(Pages as source code)
<<<<
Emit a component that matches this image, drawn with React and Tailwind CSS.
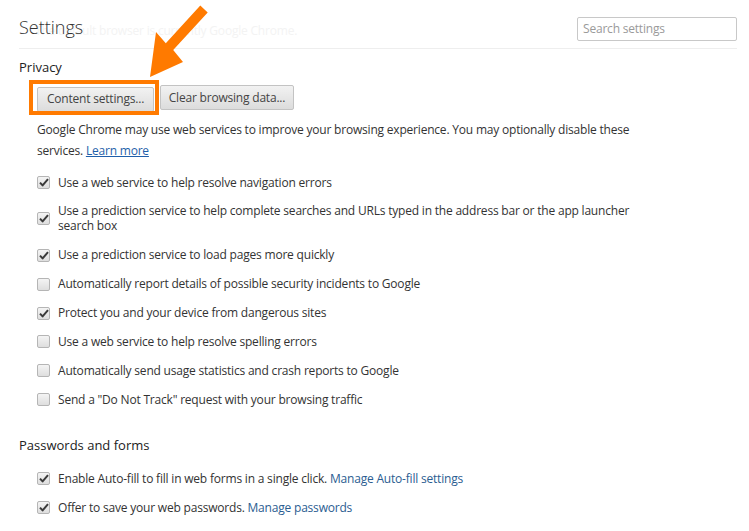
const FONT = { fontFamily: '"Open Sans", "Noto Sans", sans-serif' };

const Check = ({ checked }) => (
  <span className="mt-px flex h-[13px] w-[13px] shrink-0 items-center justify-center rounded-[2px] border border-[#b5b5b5] bg-gradient-to-b from-[#f4f4f4] to-[#dedede]">
    {checked && (
      <svg width="10" height="9" viewBox="0 0 10 9">
        <path d="M1 4.6 L3.6 7.4 L9 1.2" fill="none" stroke="#3a3a3a" strokeWidth="2" strokeLinejoin="round" />
      </svg>
    )}
  </span>
);

const Option = ({ checked, children }) => (
  <label className="flex items-center gap-[8px] text-[12px] leading-[15px] tracking-[-0.2px] text-[#333]">
    <Check checked={checked} />
    <span className="max-w-[585px]">{children}</span>
  </label>
);

const Button = ({ children, width }) => (
  <button type="button" className={`h-[25px] ${width} rounded-[2px] border border-[#c3c3c3] bg-gradient-to-b from-[#f2f2f2] to-[#dcdcdc] text-[12px] tracking-[-0.2px] text-[#444]`}>
    {children}
  </button>
);

const privacyOptions = [
  [true, 'Use a web service to help resolve navigation errors'],
  [true, 'Use a prediction service to help complete searches and URLs typed in the address bar or the app launcher search box'],
  [true, 'Use a prediction service to load pages more quickly'],
  [false, 'Automatically report details of possible security incidents to Google'],
  [true, 'Protect you and your device from dangerous sites'],
  [false, 'Use a web service to help resolve spelling errors'],
  [false, 'Automatically send usage statistics and crash reports to Google'],
  [false, 'Send a "Do Not Track" request with your browsing traffic'],
];

export default function App() {
  return (
    <div className="relative h-[531px] w-[749px] overflow-hidden bg-white" style={FONT}>
      {/* header */}
      <div className="relative ml-[19px] mr-[12px] flex h-[49px] items-start justify-between border-b border-[#eeeeee] pt-[15px]">
        <span className="absolute left-[16px] top-[22px] text-[12px] tracking-[-0.2px] text-[#f3f3f3]">The default browser is currently Google Chrome.</span>
        <h1 className="relative text-[18px] font-light leading-[24px] text-[#333]">Settings</h1>
        <div className="mt-[2px] flex h-[24px] w-[160px] items-center rounded-[2px] border border-[#c8c8c8] px-[5px] text-[12px] tracking-[-0.2px] text-[#9a9a9a]">
          Search settings
        </div>
      </div>

      {/* privacy */}
      <div className="ml-[19px]">
        <h2 className="mt-[9px] text-[13px] leading-[18px] text-[#222]">Privacy</h2>
        <div className="ml-[18px]">
          <div className="mt-[9px] flex gap-[6px]">
            <div className="relative">
              <Button width="w-[117px]">Content settings...</Button>
              <div className="absolute -left-[8px] -top-[5px] h-[35px] w-[130px] border-4 border-[#ff7a00]" />
            </div>
            <Button width="w-[134px]">Clear browsing data...</Button>
          </div>
          <p className="mt-[7px] max-w-[605px] text-[12px] leading-[21px] tracking-[-0.2px] text-[#333]">
            Google Chrome may use web services to improve your browsing experience. You may optionally disable these services.{' '}
            <a className="text-[#1f5faa] underline">Learn more</a>
          </p>
          <div className="mt-[14px] flex flex-col gap-[13.9px]">
            {privacyOptions.map(([checked, text]) => (
              <Option key={text} checked={checked}>{text}</Option>
            ))}
          </div>
        </div>

        <h2 className="mt-[29px] text-[13px] leading-[18px] text-[#222]">Passwords and forms</h2>
        <div className="ml-[18px] mt-[17px] flex flex-col gap-[14px]">
          <Option checked>
            Enable Auto-fill to fill in web forms in a single click. <a className="text-[#2b5d91]">Manage Auto-fill settings</a>
          </Option>
          <Option checked>
            Offer to save your web passwords. <a className="text-[#2b5d91]">Manage passwords</a>
          </Option>
        </div>
      </div>

      {/* annotation arrow */}
      <svg className="pointer-events-none absolute left-0 top-0" width="749" height="531">
        <polygon
          points="150,77 156,32 165.8,43.3 200.3,5.6 207.7,12.4 173.2,50.1 183,62"
          fill="#ff7a00"
        />
      </svg>
    </div>
  );
}
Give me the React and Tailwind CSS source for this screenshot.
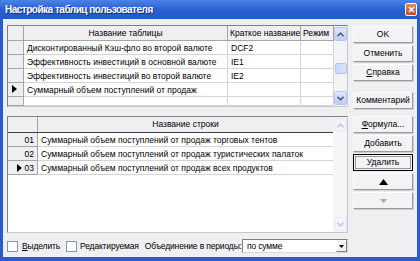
import React from "react";

const FONT = "font-['Liberation_Sans',Arial,sans-serif]";

function RightTri({ className = "" }) {
  return (
    <svg width="5" height="8" viewBox="0 0 5 8" className={className}>
      <path d="M0 0 L5 4 L0 8 Z" fill="#000" />
    </svg>
  );
}

function Chevron({ up, color }) {
  return (
    <svg width="7" height="5" viewBox="0 0 7 5">
      <path
        d={up ? "M0.5 4.2 L3.5 1.2 L6.5 4.2" : "M0.5 0.8 L3.5 3.8 L6.5 0.8"}
        fill="none"
        stroke={color}
        strokeWidth="1.6"
      />
    </svg>
  );
}

function ScrollBtn({ up, disabled }) {
  return (
    <div
      className={
        "h-[14px] w-[13px] rounded-[2px] border flex items-center justify-center " +
        (disabled
          ? "border-[#e3e8f4] bg-[#f1f4fb]"
          : "border-[#b4c6ee] bg-gradient-to-b from-[#dfe8fd] to-[#bccdf7]")
      }
    >
      <Chevron up={up} color={disabled ? "#c3cbdc" : "#4d6185"} />
    </div>
  );
}

function Btn({ children, def, className = "" }) {
  return (
    <div
      className={
        "h-[17px] w-[60px] flex items-center justify-center text-[8.5px] text-black " +
        (def
          ? "border border-black bg-[#f3f2f4]"
          : "border border-t-white border-l-white border-r-[#9a9a9a] border-b-[#9a9a9a] bg-[#f3f2f4] shadow-[1px_1px_0_#d0cfd2]") +
        " " +
        className
      }
    >
      {def ? (
        <div className="h-[13px] w-[56px] border border-[#9a9a9a] flex items-center justify-center">
          {children}
        </div>
      ) : (
        children
      )}
    </div>
  );
}

function TopRow({ name, short, arrow }) {
  return (
    <div className="flex h-[14px]">
      <div className="w-[16px] shrink-0 bg-[#efeef1] border-r border-b border-[#a5a5a5] flex items-center pl-[4px]">
        {arrow && <RightTri />}
      </div>
      <div className="w-[204px] shrink-0 border-r border-b border-[#d4d4d4] pl-[3px] pt-[2px] flex items-center whitespace-nowrap overflow-hidden">
        {name}
      </div>
      <div className="w-[73px] shrink-0 border-r border-b border-[#d4d4d4] pl-[3px] pt-[2px] flex items-center">
        {short}
      </div>
      <div className="w-[33px] shrink-0 border-r border-b border-[#d4d4d4]" />
    </div>
  );
}

function BottomRow({ num, name, arrow }) {
  return (
    <div className="flex h-[14px]">
      <div className="w-[30px] shrink-0 bg-[#efeef1] border-r border-b border-[#a5a5a5] flex items-center justify-between pl-[9px] pr-[3px] pt-[1px]">
        <span className="w-[5px]">{arrow && <RightTri />}</span>
        <span>{num}</span>
      </div>
      <div className="w-[295px] shrink-0 border-b border-[#d4d4d4] pl-[3px] pt-[1px] flex items-center whitespace-nowrap overflow-hidden">
        {name}
      </div>
    </div>
  );
}

function CheckBox() {
  return <div className="w-[11px] h-[11px] border border-[#8b97a8] bg-white shrink-0" />;
}

export default function App() {
  return (
    <div className={"w-[420px] h-[261px] flex flex-col bg-[#2a5bcf] " + FONT}>
      {/* title bar */}
      <div className="h-[19px] shrink-0 flex items-center justify-between pl-[5px] pr-[3px] bg-gradient-to-b from-[#4a82ea] via-[#2c60d2] to-[#2556c6]">
        <span className="text-white font-bold text-[10px] tracking-[-0.5px] [text-shadow:1px_1px_0_#0c2f86]">
          Настройка таблиц пользователя
        </span>
        <div className="w-[12px] h-[13px] rounded-[2px] border border-white bg-gradient-to-b from-[#e8845e] to-[#cc4420] flex items-center justify-center">
          <svg width="7" height="7" viewBox="0 0 7 7">
            <path d="M1 1 L6 6 M6 1 L1 6" stroke="#fff" strokeWidth="1.6" />
          </svg>
        </div>
      </div>

      {/* body */}
      <div className="flex-1 mx-[3px] mb-[4px] bg-[#efeef1] flex text-[8.5px] text-black">
        {/* left */}
        <div className="ml-[4px] w-[341px] flex flex-col">
          {/* top grid */}
          <div className="mt-[6px] h-[82px] flex border border-t-[#808080] border-l-[#808080] border-r-[#c9c9c9] border-b-[#c9c9c9] bg-white overflow-hidden">
            <div className="flex flex-col w-[326px]">
              <div className="flex h-[17px] bg-[#efeef1]">
                <div className="w-[16px] border-r border-b border-[#a5a5a5]" />
                <div className="w-[204px] border-r border-b border-[#a5a5a5] flex items-center justify-center pt-[1px]">
                  Название таблицы
                </div>
                <div className="w-[73px] border-r border-b border-[#a5a5a5] flex items-center pl-[2px] pt-[1px] whitespace-nowrap">
                  Краткое название
                </div>
                <div className="w-[33px] border-r border-b border-[#a5a5a5] flex items-center pl-[2px] pt-[1px]">
                  Режим
                </div>
              </div>
              <TopRow name="Дисконтированный Кэш-фло во второй валюте" short="DCF2" />
              <TopRow name="Эффективность инвестиций в основной валюте" short="IE1" />
              <TopRow name="Эффективность инвестиций во второй валюте" short="IE2" />
              <TopRow name="Суммарный объем поступлений от продаж" short="" arrow />
              <TopRow name="" short="" />
            </div>
            <div className="w-[14px] bg-[#f4f3f6] flex flex-col justify-between items-center py-[1px]">
              <ScrollBtn up />
              <div className="flex-1 w-full flex flex-col items-center pt-[22px]">
                <div className="h-[11px] w-[12px] rounded-[2px] border border-[#b4c6ee] bg-gradient-to-r from-[#c9d6fa] to-[#d9e3fd]" />
              </div>
              <ScrollBtn />
            </div>
          </div>

          {/* bottom grid */}
          <div className="mt-[9px] h-[117px] flex border border-t-[#808080] border-l-[#808080] border-r-[#c9c9c9] border-b-[#c9c9c9] bg-white overflow-hidden">
            <div className="flex flex-col w-[325px]">
              <div className="flex h-[16px] bg-[#efeef1] border-b border-[#404040]">
                <div className="w-[30px] border-r border-[#a5a5a5]" />
                <div className="w-[295px] flex items-center justify-center">Название строки</div>
              </div>
              <BottomRow num="01" name="Суммарный объем поступлений от продаж торговых тентов" />
              <BottomRow num="02" name="Суммарный объем поступлений от продаж туристических палаток" />
              <BottomRow num="03" name="Суммарный объем поступлений от продаж всех продуктов" arrow />
            </div>
            <div className="w-[14px] ml-auto bg-[#f6f6f9] flex flex-col justify-between items-center py-[1px]">
              <ScrollBtn up disabled />
              <ScrollBtn disabled />
            </div>
          </div>

          {/* bottom controls */}
          <div className="mt-[6px] h-[14px] flex items-center tracking-[-0.15px]">
            <CheckBox />
            <span className="ml-[4px]">
              <span className="underline">В</span>ыделить
            </span>
            <div className="ml-[6px]">
              <CheckBox />
            </div>
            <span className="ml-[3px]">Редактируемая</span>
            <span className="ml-[6px] whitespace-nowrap">Объединение в периоды:</span>
            <div className="ml-auto w-[106px] h-[14px] border border-t-[#808080] border-l-[#808080] border-r-[#d8d8d8] border-b-[#d8d8d8] bg-white flex items-center">
              <span className="pl-[4px] flex-1">по сумме</span>
              <div className="w-[11px] h-[12px] bg-[#f1f0f3] border border-t-white border-l-white border-r-[#7c7c7c] border-b-[#7c7c7c] flex items-center justify-center">
                <svg width="5" height="3" viewBox="0 0 5 3">
                  <path d="M0 0 L5 0 L2.5 3 Z" fill="#000" />
                </svg>
              </div>
            </div>
          </div>
        </div>

        {/* right buttons */}
        <div className="ml-[5px] w-[60px] flex flex-col pt-[7px]">
          <Btn>OK</Btn>
          <Btn className="mt-[2px]">Отменить</Btn>
          <Btn className="mt-[2px]">
            <span>
              <span className="underline">С</span>правка
            </span>
          </Btn>
          <Btn className="mt-[11px]">Комментарий</Btn>
          <Btn className="mt-[7px]">
            <span>
              <span className="underline">Ф</span>ормула...
            </span>
          </Btn>
          <Btn className="mt-[2px]">Добавить</Btn>
          <Btn className="mt-[2px]" def>
            Удалить
          </Btn>
          <Btn className="mt-[2px]">
            <svg width="9" height="6" viewBox="0 0 9 6">
              <path d="M0 6 L4.5 0 L9 6 Z" fill="#000" />
            </svg>
          </Btn>
          <Btn className="mt-[2px]">
            <svg width="7" height="4" viewBox="0 0 7 4">
              <path d="M0 0 L7 0 L3.5 4 Z" fill="#a8a8a8" />
            </svg>
          </Btn>
        </div>
      </div>
    </div>
  );
}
>>>>
→ WRITTEN PROBLEM
Pick out the lines above containing the word "with", then copy them.

→ RESULT FOR THIS EXERCISE
Emit a component that matches this image, drawn with React and Tailwind CSS.
  [false, 'Send a "Do Not Track" request with your browsing traffic'],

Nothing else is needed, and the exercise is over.